2025 Top Retirement Plan Adviser: Sean Kelly
Thoughts from Sean Kelly, with Heffernan Financial Services.
This year, PLANADVISER followed up with advisers on the 2025 Top Retirement Plan Advisers listing to get to know them better. These are the responses from Sean Kelly of Heffernan Financial Services in Orange County, California.
PLANADVISER: What does it take to be a successful retirement plan adviser in 2025?
Kelly: In 2025, being a successful retirement plan adviser takes a whole new level of adaptability and insight, something I don’t think we’ve seen since the industry moved away from expensive insurance products and embraced open-architecture mutual funds 30 years ago.
It now takes more expertise, more experience and a deeper understanding of the landscape, especially with all the legislative changes that have come since 2020, like the CARES Act and the two SECURE Acts.
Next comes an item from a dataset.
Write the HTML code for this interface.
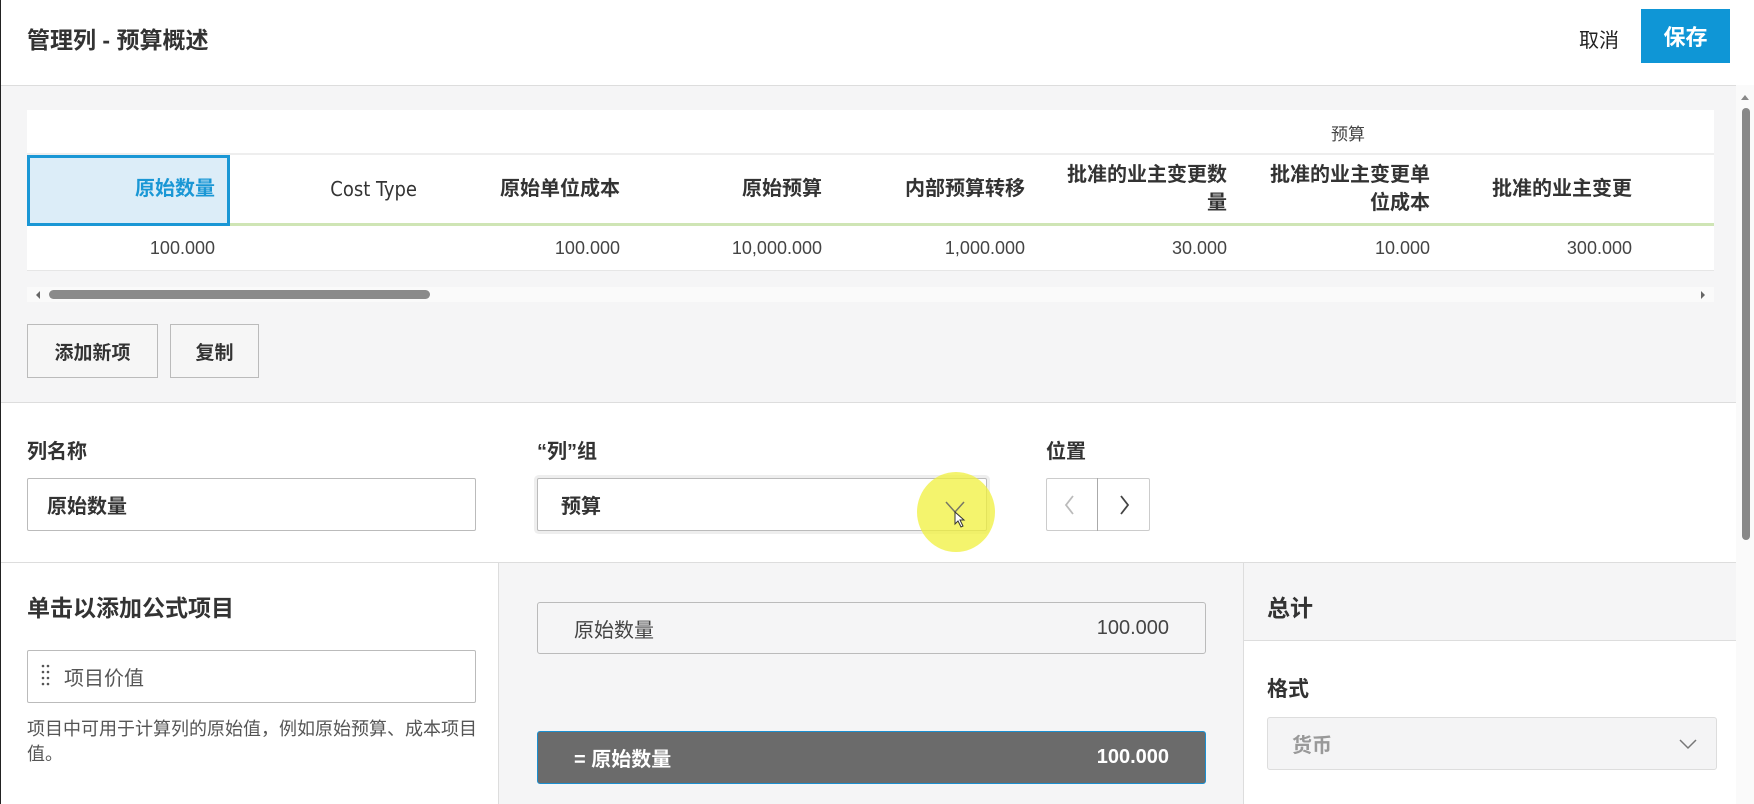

Plan design and investment products are evolving faster than ever. We’re seeing things like target-date funds with guaranteed income, increasingly sophisticated managed accounts and even alternative investments starting to show up in retirement plans.
But to me, what really stands out, and what’s becoming more important than ever, is empathy. The ability to really listen and understand what committees and employees are thinking, feeling and going through.
Empathy, combined with emotional intelligence, helps us pick up on concerns that may not be said out loud and respond in a way that builds trust. Financial choices have such a personal impact, so that kind of connection is essential. It’s what allows us to deliver solutions that are not only technically strong, but truly aligned with the values, goals and reality of the people we serve.
PLANADVISER: Has the focus or character of your practice shifted meaningfully over time to respond to evolving client demands, market pressures or the emergence of new technologies?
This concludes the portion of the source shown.